Evangelical Christians in Interfaith Cooperation
Example from the field
A few years ago, my IFYC colleagues visited a campus that was interested in how they could build and sustain interfaith initiatives in their community. During that visit, we met with several campus groups, students, and staff. A Christian colleague met with a conservative student evangelical group that requested a meeting with us; they heard we were coming to campus and were skeptical about our intentions. As we spoke, the leaders of the group shared their reservations about interfaith work: the way they understood it, interfaith seemed to require watering-down religious commitments and letting go of the particularities of their beliefs. They were worried, therefore, that they couldn’t be their authentic selves while doing interfaith work. My colleague emphasized that interfaith work was only authentic if it brought together those with real disagreements and created space for participants to talk about what mattered most to them in their traditions.

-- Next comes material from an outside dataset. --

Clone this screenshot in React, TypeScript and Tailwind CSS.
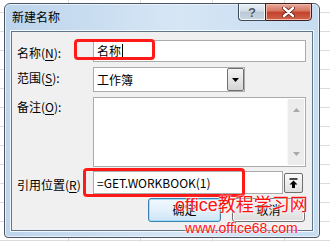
import React from 'react';

const cjk = "font-['Microsoft_YaHei','Noto_Sans_CJK_SC',sans-serif]";

const Key: React.FC<{ k: string }> = ({ k }) => (
  <span className="underline decoration-1 underline-offset-[2px]">{k}</span>
);

const Label: React.FC<{ children: React.ReactNode }> = ({ children }) => (
  <div className="text-[12px] leading-[16px] text-black whitespace-nowrap">{children}</div>
);

export default function App() {
  return (
    <div className="relative w-[330px] h-[242px] overflow-hidden bg-white bg-[linear-gradient(#dcdcdc_1px,transparent_1px),linear-gradient(90deg,#dcdcdc_1px,transparent_1px)] bg-[size:72px_19px] bg-[position:-4px_12px] pt-[3px] pl-[4px]">
      {/* dialog window */}
      <div className="w-[316px] h-[235px] rounded-t-[6px] rounded-b-[4px] border border-[#4b5563] bg-[linear-gradient(to_right,#bcd4ec,#d6e6f5_55%,#c6dcf1)] shadow-[inset_0_0_0_1px_#e9f2fb] flex flex-col">
        {/* title bar */}
        <div className="h-[27px] flex items-start justify-between">
          <div className={`${cjk} pl-[7px] pt-[5px] text-[12px] leading-[16px] text-black`}>新建名称</div>
          <div className="flex mr-[7px] -mt-[1px]">
            <div className="w-[27px] h-[18px] border border-[#3f4b58] border-r-0 rounded-bl-[4px] bg-[linear-gradient(#e9eff5,#d3dde8_45%,#b9c8d8_50%,#c9d6e3)] flex items-center justify-center shadow-[inset_0_0_0_1px_#f4f7fa]">
              <span className="font-['Liberation_Sans',sans-serif] text-[13px] font-bold text-[#4a5560] leading-none [text-shadow:0_0_1px_#fff]">?</span>
            </div>
            <div className="w-[47px] h-[18px] border border-[#3f1f1a] rounded-br-[4px] bg-[linear-gradient(#e9a99a,#d5735f_45%,#c4402a_50%,#d0634c)] flex items-center justify-center shadow-[inset_0_0_0_1px_#efb9ad]">
              <svg width="13" height="10" viewBox="0 0 13 10">
                <path d="M2 1 L11 9 M11 1 L2 9" stroke="#5a1a10" strokeWidth="4" strokeLinecap="round" />
                <path d="M2 1 L11 9 M11 1 L2 9" stroke="#ffffff" strokeWidth="2.4" strokeLinecap="round" />
              </svg>
            </div>
          </div>
        </div>

        {/* client area */}
        <div className={`${cjk} mx-[6px] mb-[6px] flex-1 border border-[#5e7590] bg-[#f0f0f0] pt-[8px] pl-[5px] pr-[6px] pb-[8px] flex flex-col shadow-[0_0_0_1px_#f5f9fd]`}>
          {/* name */}
          <div className="flex h-[22px]">
            <div className="w-[76px] pt-[5px]"><Label>名称(<Key k="N" />):</Label></div>
            <div className="relative flex-1 border border-[#ababab] bg-white flex items-center pl-[3px]">
              <span className="text-[12px] leading-[16px] text-black">名称</span>
              <span className="w-px h-[14px] bg-black ml-[1px]" />
              <div className="absolute -left-[20px] -top-[2px] w-[81px] h-[21px] border-[3px] border-[#ff1a1a] rounded-[4px]" />
            </div>
          </div>

          {/* scope */}
          <div className="flex h-[25px] mt-[5px]">
            <div className="w-[76px] pt-[3px]"><Label>范围(<Key k="S" />):</Label></div>
            <div className="w-[152px] border border-[#ababab] bg-white flex items-center justify-between pl-[3px]">
              <span className="text-[12px] leading-[16px] text-black">工作簿</span>
              <div className="w-[17px] h-full border border-[#6f6f6f] rounded-[2px] bg-[linear-gradient(#f4f4f4,#e6e6e6_50%,#d4d4d4)] flex items-center justify-center">
                <svg width="7" height="4" viewBox="0 0 7 4"><path d="M0 0 H7 L3.5 4 Z" fill="#000" /></svg>
              </div>
            </div>
          </div>

          {/* comment */}
          <div className="flex h-[70px] mt-[5px]">
            <div className="w-[76px] pt-[2px]"><Label>备注(<Key k="O" />):</Label></div>
            <div className="flex-1 border border-[#ababab] bg-white flex justify-end p-[1px]">
              <div className="w-[17px] h-full bg-[#ececec] border-l border-[#f8f8f8] flex flex-col items-center justify-between py-[9px]">
                <svg width="7" height="4" viewBox="0 0 7 4"><path d="M0 4 H7 L3.5 0 Z" fill="#a8a8a8" /></svg>
                <svg width="7" height="4" viewBox="0 0 7 4"><path d="M0 0 H7 L3.5 4 Z" fill="#a8a8a8" /></svg>
              </div>
            </div>
          </div>

          {/* refers to */}
          <div className="flex h-[23px] mt-[4px] items-center">
            <div className="w-[76px] self-start pt-[6px]"><Label>引用位置(<Key k="R" />)</Label></div>
            <div className="relative w-[190px] h-full border border-[#ababab] bg-white flex items-center pl-[3px]">
              <span className="text-[12px] leading-[16px] text-black">=GET.WORKBOOK(1)</span>
              <div className="absolute -left-[11px] -top-[4px] w-[162px] h-[29px] border-[3px] border-[#ff1a1a] rounded-[4px]" />
            </div>
            <div className="ml-[1px] w-[19px] h-[20px] border border-[#6f6f6f] rounded-[2px] bg-[linear-gradient(#fbfbfb,#eeeeee_50%,#e0e0e0)] flex items-center justify-center">
              <svg width="9" height="10" viewBox="0 0 9 10">
                <path d="M0.5 1 H8.5" stroke="#000" strokeWidth="1.4" />
                <path d="M4.5 2.5 L8.5 6.5 H6 V10 H3 V6.5 H0.5 Z" fill="#000" />
              </svg>
            </div>
          </div>

          {/* buttons */}
          <div className="flex h-[24px] mt-[4px] justify-end gap-[11px] pr-[1px]">
            <div className="w-[73px] h-full rounded-[3px] border border-[#3c7fb1] bg-[linear-gradient(#f2f8fd,#e3f0fb_50%,#cde5f8)] shadow-[inset_0_0_0_1px_#9ee0f8] flex items-center justify-center text-[12px] text-black">确定</div>
            <div className="w-[73px] h-full rounded-[3px] border border-[#707070] bg-[linear-gradient(#f2f2f2,#ebebeb_50%,#dddddd)] shadow-[inset_0_0_0_1px_#fcfcfc] flex items-center justify-center text-[12px] text-black">取消</div>
          </div>
        </div>
      </div>

      {/* watermark */}
      <div className="absolute left-[175px] top-[194px] flex flex-col items-center text-[#ff1010] [text-shadow:0_0_2px_#fff,0_0_2px_#fff]">
        <div className="text-[18px] leading-[22px] whitespace-nowrap font-['Liberation_Sans','Noto_Sans_CJK_SC',sans-serif]">office教程学习网</div>
        <div className="text-[14px] leading-[16px] whitespace-nowrap font-['Liberation_Sans',sans-serif] mt-[4px]">www.office68.com</div>
      </div>
    </div>
  );
}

After reflecting on this, the student leaders replied: “If you want us to help organize an event bringing together people of different faiths to do a service project, we can do that. And afterwards if you want us to talk about how Jesus inspires us to serve, and listen to why others from different backgrounds are called to service…we can definitely do that. We’re just not sure we want to call it ‘interfaith.’” We now understood that the barrier to participation wasn’t about not wanting to engage with those who held different beliefs, but instead was rooted in a concern about whether or not ‘interfaith’ was actually inclusive of those of deep religious and secular commitments. Because service was deeply important to their understanding of their evangelical Christian commitment, and because they felt like serving and sharing with others would allow them to remain true to their identities, they were eager to be involved, even if the language of ‘interfaith’ was still uncomfortable for them.